In December, President Barack Obama said he believed the odds that negotiation with Iran over the dismantling of their nuclear program would be successful were no better than 50-50. He got that half right.

With the P5+1 talks in Vienna over a potential nuclear accord with Iran resuming just last week, Iran’s Supreme Leader Ayatollah Ali Khamenei published his country’s latest demand on his official website.

“Supreme Leader Ayatollah Ali Khamenei said Iran would need to significantly increase its uranium enrichment capacity, highlighting a gap in positions between Tehran and world powers as they hold talks aimed at clinching a nuclear accord,” Reuters reported.

Khamenei called the prospect of shutting down one key underground enrichment facility “laughable.”

Iran insists it needs to expand its capacity to refine uranium to fuel a planned network of atomic energy plants. The powers say Tehran must sharply reduce that capacity to prevent the country being able to quickly produce a nuclear bomb using uranium enriched to a far higher degree.

Atomic negotiators seemed to suggest that the announcement comes as a surprise as Iranian officials had recently reduced their amount of uranium enrichment that they sought to secure in negotiations.
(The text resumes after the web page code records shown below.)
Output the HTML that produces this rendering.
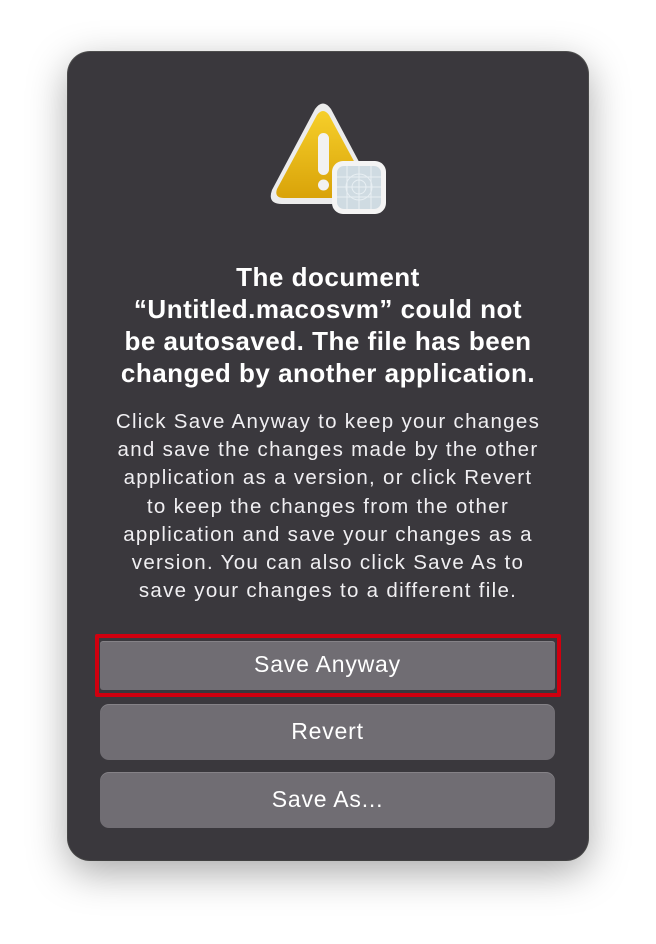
<!DOCTYPE html>
<html><head><style>
html,body{margin:0;padding:0;}
body{width:656px;height:944px;background:#fff;position:relative;overflow:hidden;font-family:"Liberation Sans",sans-serif;}
.dlg{position:absolute;left:68px;top:52px;width:520px;height:808px;background:#3a383d;border-radius:22px;box-shadow:0 12px 40px rgba(0,0,0,0.35),0 0 0 1px #555;}
.t{position:absolute;left:0;width:656px;text-align:center;color:#fff;white-space:nowrap;}
.title{top:261px;font-weight:bold;font-size:26px;letter-spacing:0.5px;line-height:32px;}
.body{top:408px;font-size:20.5px;letter-spacing:1.3px;line-height:28.2px;color:#f0eff2;}
.btn{position:absolute;left:100px;width:455px;background:#706d73;border-radius:9px;color:#fff;font-size:23px;letter-spacing:0.8px;text-align:center;box-shadow:inset 0 1px 0 rgba(255,255,255,0.15);}
.red{position:absolute;left:95px;top:634px;width:458px;height:55px;border:4px solid #d0000f;border-radius:2px;}
</style></head><body>
<div class="dlg"></div>
<svg style="position:absolute;left:266px;top:100px" width="124" height="116" viewBox="0 0 124 116">
<defs><linearGradient id="g" x1="0" y1="0" x2="0" y2="1"><stop offset="0" stop-color="#f6cf2a"/><stop offset="1" stop-color="#d9a309"/></linearGradient></defs>
<path d="M49 9 Q57 -2 65 9 L108 90 Q113 104 98 104 L16 104 Q1 104 6 90 Z" fill="#ececec"/>
<path d="M51 15 Q57 7 63 15 L103 89 Q106 98 96 98 L18 98 Q8 98 11 89 Z" fill="url(#g)"/>
<rect x="52" y="33" width="11" height="42" rx="5.5" fill="#f2f2f2"/>
<circle cx="57.5" cy="85" r="5.5" fill="#f2f2f2"/>
<rect x="66" y="61" width="54" height="53" rx="11" fill="#f4f4f4"/>
<rect x="71" y="66" width="44" height="43" rx="7" fill="#cfdbe2"/>
<g stroke="#e8eff3" stroke-width="1" fill="none"><circle cx="93" cy="87" r="13"/><circle cx="93" cy="87" r="7"/><path d="M81 66v43M93 66v43M105 66v43M71 77h44M71 87h44M71 97h44"/></g>
</svg>
<div class="t title">The document<br>“Untitled.macosvm” could not<br>be autosaved. The file has been<br>changed by another application.</div>
<div class="t body">Click Save Anyway to keep your changes<br>and save the changes made by the other<br>application as a version, or click Revert<br>to keep the changes from the other<br>application and save your changes as a<br>version. You can also click Save As to<br>save your changes to a different file.</div>
<div class="btn" style="top:641px;height:49px;line-height:46px;border-radius:3px;">Save Anyway</div>
<div class="red"></div>
<div class="btn" style="top:704px;height:56px;line-height:54px;">Revert</div>
<div class="btn" style="top:772px;height:56px;line-height:54px;">Save As...</div>
</body></html>
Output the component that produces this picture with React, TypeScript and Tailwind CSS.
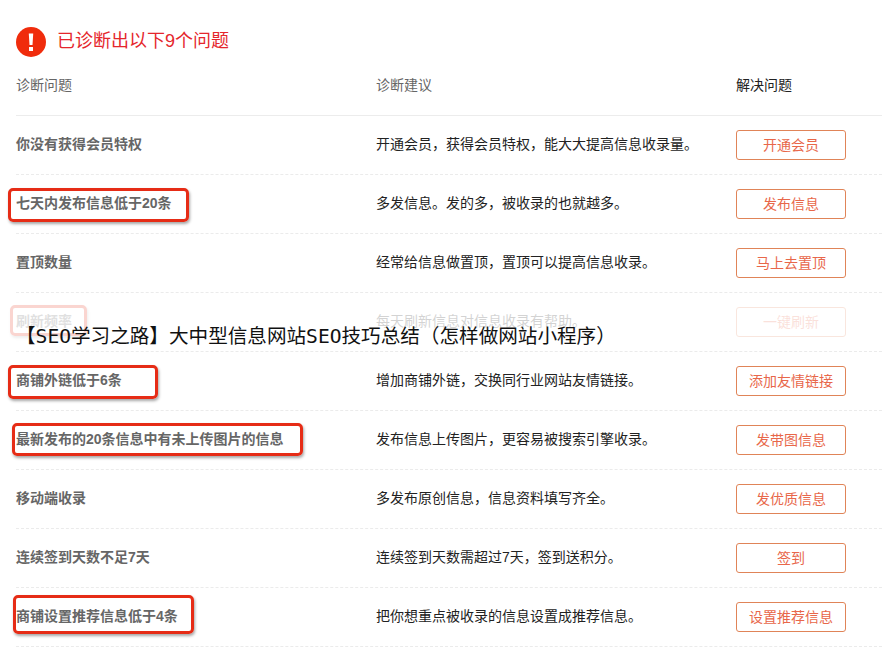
const rows = [
  { problem: "你没有获得会员特权", advice: "开通会员，获得会员特权，能大大提高信息收录量。", action: "开通会员", box: "" },
  { problem: "七天内发布信息低于20条", advice: "多发信息。发的多，被收录的也就越多。", action: "发布信息", box: "top-[13px] left-[8px] w-[181px] h-[34px]" },
  { problem: "置顶数量", advice: "经常给信息做置顶，置顶可以提高信息收录。", action: "马上去置顶", box: "" },
  { problem: "刷新频率", advice: "每天刷新信息对信息收录有帮助。", action: "一键刷新", box: "top-[12px] left-[10px] w-[77px] h-[31px]" },
  { problem: "商铺外链低于6条", advice: "增加商铺外链，交换同行业网站友情链接。", action: "添加友情链接", box: "top-[13px] left-[8px] w-[150px] h-[34px]" },
  { problem: "最新发布的20条信息中有未上传图片的信息", advice: "发布信息上传图片，更容易被搜索引擎收录。", action: "发带图信息", box: "top-[12px] left-[12px] w-[291px] h-[33px]" },
  { problem: "移动端收录", advice: "多发布原创信息，信息资料填写齐全。", action: "发优质信息", box: "" },
  { problem: "连续签到天数不足7天", advice: "连续签到天数需超过7天，签到送积分。", action: "签到", box: "" },
  { problem: "商铺设置推荐信息低于4条", advice: "把你想重点被收录的信息设置成推荐信息。", action: "设置推荐信息", box: "top-[7px] left-[13px] w-[181px] h-[39px]" },
];

function App() {
  return (
    <div className="w-[882px] h-[669px] bg-white overflow-hidden font-['Liberation_Sans','Noto_Sans_CJK_SC',sans-serif] text-sm">
      <div className="flex items-center gap-[11px] pl-4 pt-[26px] h-[57px]">
        <svg width="30" height="30" viewBox="0 0 30 30">
          <circle cx="15" cy="15" r="15" fill="#f02c0c" />
          <path d="M12.8 6.5h4.4l-.7 11.5h-3z" fill="#fff" />
          <rect x="13" y="20" width="4" height="4" fill="#fff" />
        </svg>
        <span className="text-[18px] text-[#e5262c]">已诊断出以下9个问题</span>
      </div>
      <div className="grid grid-cols-[360px_360px_1fr] items-center h-[59px] ml-4 pb-[2px] border-b border-[#ececec] text-[#666]">
        <span>诊断问题</span>
        <span>诊断建议</span>
        <span className="text-[#222]">解决问题</span>
      </div>
      {rows.map((row, i) => (
        <div key={i} className="relative grid grid-cols-[360px_360px_1fr] items-center h-[59px] ml-4 border-b border-dashed border-[#ebebeb]">
          <span className="pb-[2px] font-semibold text-[#666]">{row.problem}</span>
          <span className="pb-[2px] text-[#222]">{row.advice}</span>
          <button className="w-[110px] h-[30px] pb-[1px] rounded-[3px] border border-[#e08458] text-[#e8674a] bg-white">{row.action}</button>
          {row.box && (
            <div className={`absolute -ml-4 rounded-[5px] border-[3px] border-[#e62c16] shadow-[1px_2px_3px_rgba(0,0,0,0.35)] ${row.box}`} />
          )}
          {i === 3 && (
            <div className="absolute -left-4 right-0 top-[5px] h-[52px] bg-white/80">
              <div className="absolute left-4 top-[24px] whitespace-nowrap text-[19.6px] leading-[30px] text-[#111] font-['DejaVu_Sans_Mono','Noto_Sans_CJK_SC',monospace]">
                【SEO学习之路】大中型信息网站SEO技巧总结（怎样做网站小程序）
              </div>
            </div>
          )}
        </div>
      ))}
    </div>
  );
}

export default App;
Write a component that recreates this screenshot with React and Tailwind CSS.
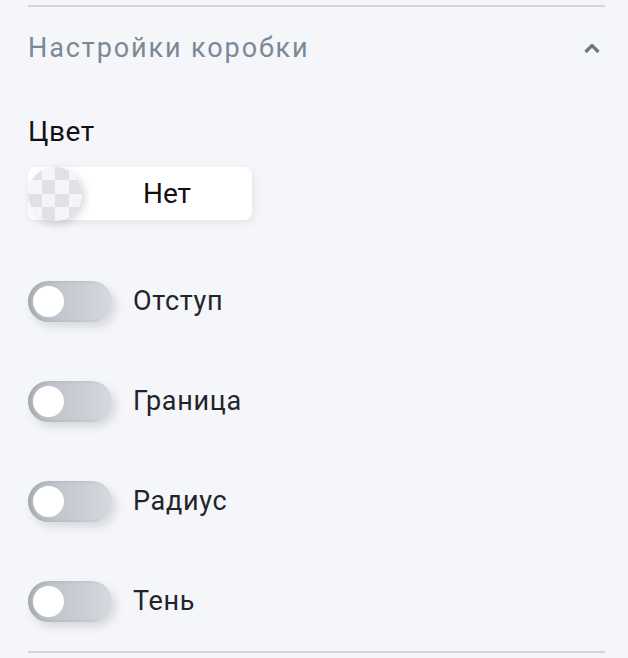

Director of the non-proliferation program at the International Institute for Strategic Studies Mark Fitzpatrick told Reuters that this move confirms for him that Iranian nuclear negotiators are not free to accept terms limiting the Islamic Republic’s enrichment program.

Consenting to this latest demand is a non-starter for Western powers, and the July 20 deadline for the conclusion of talks is fast approaching.

Secretary of State John Kerry will reportedly travel to Vienna in the coming days where he will personally preside over the failure of the latest round of nuclear talks.